We directly test and translate our preclinical findings into the clinics. Thanks to our collaborations with different clinical centers in Italy and around the world, we collect data on human neurocognitive and clinical assessments as well as biological samples (brain and blood samples) that are processed and analyzed in our laboratory. We also have exclusive access to different human databases.

To study gene functions and diseases mechanisms in vivo, we use genetically modified mice, as examples:

• Mouse lines with clinically-relevant genetic variants (e.g. 22q11.2, 16p11.2, COMT Val, COMT ko, Dysbindin-1, 1A, 1C, Arc/Arg3.1, D2L, D3, DAT, CRF/CRF1, CRF/CRF2, NRG1-IV, CB1, OXT, and double mutants with different combinations).

• Floxed and Cre transgenic mouse lines to investigate site-, time- and cell-type specific mechanisms.
  Main brain regions of interest: prefrontal cortex, amygdala, hypothalamus, postero-parietal cortex.
  Developmental time: perinatal, pre-adolescence, adolescence, adulthood.
  Cell types: pyramidal neurons, SOM+ and PV+ interneurons, astrocytes, and microglia.
  Systems: dopamine, oxytocin, CRF and cannabinoids.

OPERON. A novel automated system to dissect different executive functions in mice. This novel operant-based apparatus for mice was modelled after the human- and non-human primates’ Wisconsin Card Sorting Test and CANTAB Intra-/Extradimensional set-shifting tasks.

Emotion Discrimination Task. We established a new behavioural assay to measure mice ability to discriminate conspecifics based on either positive or negative emotional states, distinct from sociability and emotional contagion, and with high translational validity to humans’ emotion recognition tasks.

Modified 5-Choice Serial Reaction Time task. This apparatus is used to automatically dissect in adult and adolescent mice different aspects of attentional control, divided and selective attention, impulsivity, and distractibility.

We perform ex vivo and in vivo imaging analyses of the mouse brain to investigate the circuits of social/cognitive brain. We also study the morphological alterations in neurons and glial cell induced by genetic variations and/or drug administrations at different stages of development.

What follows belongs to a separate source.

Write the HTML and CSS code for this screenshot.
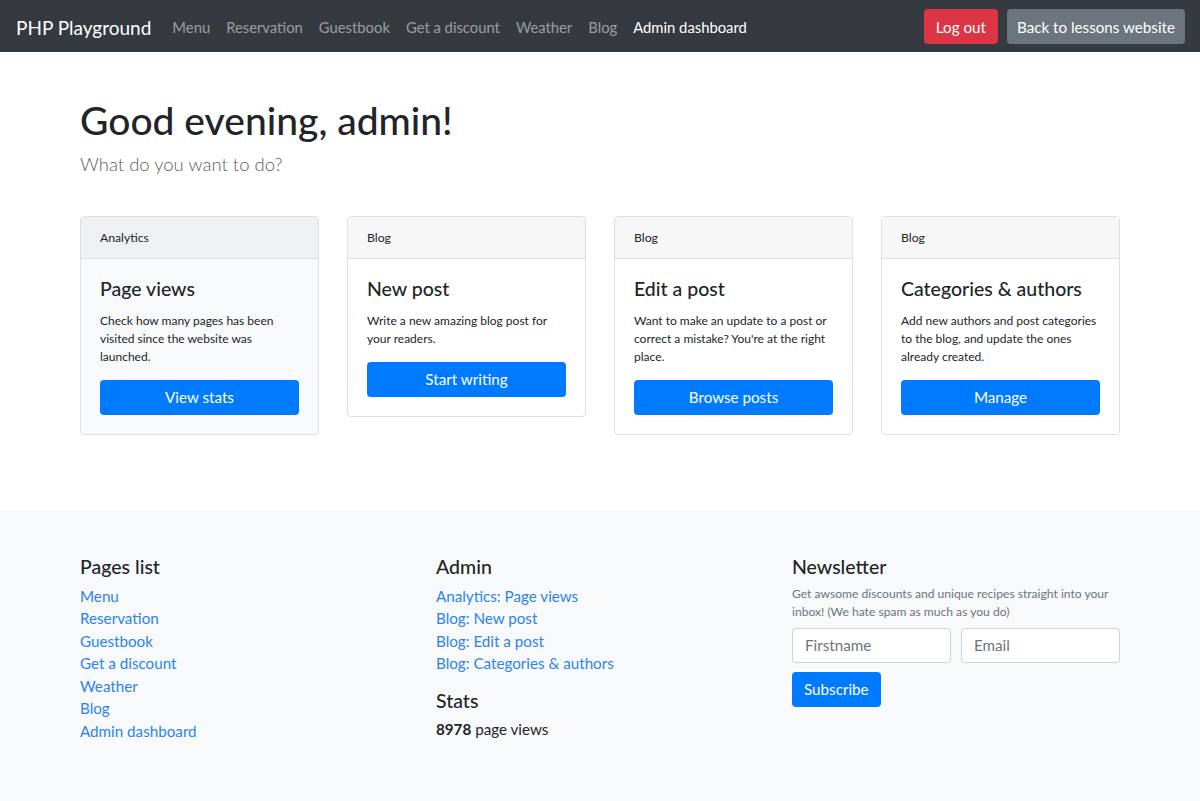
FILE: index.html
```html
<!DOCTYPE html>
<html lang="en">
<head>
<meta charset="utf-8">
<title>PHP Playground - Admin dashboard</title>
<link rel="stylesheet" href="styles.css">
</head>
<body>
<nav class="navbar">
  <a class="brand" href="#">PHP Playground</a>
  <ul class="nav-links">
    <li><a href="#">Menu</a></li>
    <li><a href="#">Reservation</a></li>
    <li><a href="#">Guestbook</a></li>
    <li><a href="#">Get a discount</a></li>
    <li><a href="#">Weather</a></li>
    <li><a href="#">Blog</a></li>
    <li><a href="#" class="active">Admin dashboard</a></li>
  </ul>
  <div class="nav-actions">
    <a href="#" class="btn btn-danger">Log out</a>
    <a href="#" class="btn btn-secondary btn-back">Back to lessons website</a>
  </div>
</nav>

<main class="content">
  <h1 class="greeting">Good evening, admin!</h1>
  <p class="lead">What do you want to do?</p>

  <div class="cards">
    <div class="card card-light">
      <div class="card-header">Analytics</div>
      <div class="card-body">
        <h5 class="card-title">Page views</h5>
        <p class="card-text">Check how many pages has been visited since the website was launched.</p>
        <a href="#" class="btn btn-primary btn-block">View stats</a>
      </div>
    </div>
    <div class="card">
      <div class="card-header">Blog</div>
      <div class="card-body">
        <h5 class="card-title">New post</h5>
        <p class="card-text">Write a new amazing blog post for your readers.</p>
        <a href="#" class="btn btn-primary btn-block">Start writing</a>
      </div>
    </div>
    <div class="card">
      <div class="card-header">Blog</div>
      <div class="card-body">
        <h5 class="card-title">Edit a post</h5>
        <p class="card-text">Want to make an update to a post or correct a mistake? You're at the right place.</p>
        <a href="#" class="btn btn-primary btn-block">Browse posts</a>
      </div>
    </div>
    <div class="card">
      <div class="card-header">Blog</div>
      <div class="card-body">
        <h5 class="card-title">Categories &amp; authors</h5>
        <p class="card-text">Add new authors and post categories to the blog, and update the ones already created.</p>
        <a href="#" class="btn btn-primary btn-block">Manage</a>
      </div>
    </div>
  </div>
</main>

<footer class="footer">
  <div class="footer-inner">
    <div class="footer-col">
      <h5 class="footer-title">Pages list</h5>
      <ul class="footer-links">
        <li><a href="#">Menu</a></li>
        <li><a href="#">Reservation</a></li>
        <li><a href="#">Guestbook</a></li>
        <li><a href="#">Get a discount</a></li>
        <li><a href="#">Weather</a></li>
        <li><a href="#">Blog</a></li>
        <li><a href="#">Admin dashboard</a></li>
      </ul>
    </div>
    <div class="footer-col">
      <h5 class="footer-title">Admin</h5>
      <ul class="footer-links">
        <li><a href="#">Analytics: Page views</a></li>
        <li><a href="#">Blog: New post</a></li>
        <li><a href="#">Blog: Edit a post</a></li>
        <li><a href="#">Blog: Categories &amp; authors</a></li>
      </ul>
      <h5 class="footer-title stats-title">Stats</h5>
      <p class="stats"><strong>8978</strong> page views</p>
    </div>
    <div class="footer-col">
      <h5 class="footer-title">Newsletter</h5>
      <p class="newsletter-text">Get awsome discounts and unique recipes straight into your inbox! (We hate spam as much as you do)</p>
      <form class="newsletter-form">
        <div class="form-row">
          <input type="text" class="form-control" placeholder="Firstname">
          <input type="email" class="form-control" placeholder="Email">
        </div>
        <button type="button" class="btn btn-primary btn-subscribe">Subscribe</button>
      </form>
    </div>
  </div>
</footer>
</body>
</html>
```

FILE: styles.css
```css
* { box-sizing: border-box; }

html, body {
  margin: 0;
  padding: 0;
}

body {
  font-family: "Lato", "Open Sans", "Liberation Sans", sans-serif;
  font-size: 15px;
  line-height: 1.4;
  color: #212529;
  background: #fff;
  min-height: 100vh;
  display: flex;
  flex-direction: column;
}

a { text-decoration: none; }

/* Navbar */
.navbar {
  display: flex;
  align-items: center;
  height: 52px;
  padding: 0 15px 0 16px;
  background: #343a40;
}

.brand {
  color: #fff;
  font-size: 19px;
  margin-right: 13px;
  padding-top: 4px;
}

.nav-links {
  display: flex;
  list-style: none;
  margin: 0;
  padding: 3px 0 0;
}

.nav-links a {
  display: block;
  padding: 0 8px;
  color: rgba(255, 255, 255, 0.5);
  font-size: 14.8px;
}

.nav-links a.active { color: #fff; }

.nav-actions {
  margin-left: auto;
  display: flex;
  gap: 9px;
  padding-top: 1px;
}

.nav-actions .btn { padding-top: 2px; }
.nav-actions .btn-back { padding-left: 10px; padding-right: 10px; }

.btn {
  display: inline-flex;
  align-items: center;
  justify-content: center;
  height: 35px;
  padding: 0 12px;
  border: 0;
  border-radius: 4px;
  font-family: inherit;
  font-size: 15.2px;
  color: #fff;
  cursor: pointer;
}

.btn-danger { background: #dc3545; }
.btn-secondary { background: #6c757d; }
.btn-primary { background: #007bff; }
.btn-block { display: flex; width: 100%; }

/* Main */
.content {
  width: 1040px;
  margin-left: 80px;
  padding-top: 45px;
  padding-bottom: 75px;
}

.greeting {
  margin: 0;
  font-size: 39px;
  font-weight: 500;
  line-height: 1.2;
}

.lead {
  margin: 8px 0 0;
  font-size: 18.5px;
  font-weight: 300;
  color: #5a6066;
}

.cards {
  display: grid;
  grid-template-columns: repeat(4, 1fr);
  gap: 28px;
  align-items: start;
  margin-top: 38px;
}

.card {
  border: 1px solid #dfdfdf;
  border-radius: 4px;
  background: #fff;
  overflow: hidden;
}

.card-header {
  height: 42px;
  display: flex;
  align-items: center;
  padding: 0 19px;
  font-size: 12.2px;
  background: #f7f7f7;
  border-bottom: 1px solid #dfdfdf;
}

.card-light { background: #f8f9fa; }
.card-light .card-header { background: #eef0f2; }

.card-body {
  padding: 18px 19px 19px;
}

.card-title {
  margin: 0 0 11px;
  font-size: 19.5px;
  font-weight: 500;
  line-height: 24px;
}

.card-text {
  margin: 0 0 14px;
  font-size: 12px;
  line-height: 18px;
  color: #212529;
}

/* Footer */
.footer {
  flex: 1;
  background: #f8f9fa;
  padding: 45px 0 48px;
}

.footer-inner {
  margin-left: 80px;
  display: grid;
  grid-template-columns: 356px 356px 328px;
}

.footer-title {
  margin: 0 0 6px;
  font-size: 19.5px;
  font-weight: 500;
  line-height: 24px;
}

.stats-title { margin-top: 14px; }

.footer-links {
  list-style: none;
  margin: 0;
  padding: 0;
}

.footer-links li { line-height: 22.5px; }

.footer-links a {
  color: #2b84ee;
  font-size: 15.2px;
}

.stats {
  margin: 6px 0 0;
  font-size: 15.2px;
}
.stats strong { font-weight: 700; }

.newsletter-text {
  margin: 0 0 7px;
  font-size: 12.1px;
  line-height: 18px;
  color: #6c757d;
}

.form-row {
  display: flex;
  gap: 10px;
  margin-bottom: 9px;
}

.form-control {
  flex: 1;
  min-width: 0;
  height: 35px;
  padding: 0 12px;
  border: 1px solid #ced4da;
  border-radius: 4px;
  font-family: inherit;
  font-size: 15.2px;
  color: #495057;
  background: #fff;
}

.form-control::placeholder { color: #6c757d; }

.btn-subscribe { padding: 0 12px; }
```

Miniscopes enables one-photon epifluorescent imaging of calcium dynamics in freely moving mice.  With this technique, we map the brain activity with single-cell resolution, enabling us to compare the physiological activity of a specific cell type (e.g. neurons or astrocytes) during different social cognitive tasks within different conditions and between different days.

Fibre photometry uses the intensity-based genetically encoded indicators for calcium  (GCaMP) or dopamine (dLight1) to assess the neural activity of defined subpopulations of neurons through an optic fibre in freely moving animals. This technique allows us to record with a high spatiotemporal resolution neural activity in the nucleus accumbens, amygdala and prefrontal cortex, while animals are performing our cognitive or social tasks.

To study the neural substrates of cognitive and social behaviours we employ tetrode and silicon probe recordings in freely moving mice while performing social- and higher-order cognitive tasks. These methods allow us to analyze the activity of single cells as well as the activity of neuronal networks on a millisecond time scale. To address the contribution of defined cell populations to the neuronal network activity we also combine electrophysiological recordings with optogenetic manipulations.

Intracerebral in vivo microdialysis allows the collection of small-molecular-weight substances from brain interstitial space. Here we use this technique coupled to high-pressure liquid chromatography to monitor in a time-dependent manner the outflow of neurotransmitters (dopamine, norepinephrine, serotonin, GABA, glutamate) and their metabolites in discrete brain regions, such as the nucleus accumbens and the prefrontal cortex.

To gain new mechanistic insights, we use these techniques to activate or inhibit with temporal and spatial specificity targeted subcellular populations or specific neuronal pathways in freely moving mice while performing our cognitive and social tasks.

Despite we are prevalently an in vivo laboratory, we employ classical techniques to both validate our models and get insights into the cellular and molecular mechanisms involved in the behavioural alterations we investigate.

We perform mRNA and protein quantifications through real-time PCR, western blot and ELISA tests. We analyse cell populations proportions in neural and immune samples, by fluorescence-based flow cytometry, and select specific cell populations by fluorescence-activated cell sorting (FACS) for gene expression analyses. Finally, we investigate cell and tissue morphology by cutting-edge fluorescence and confocal microscopes.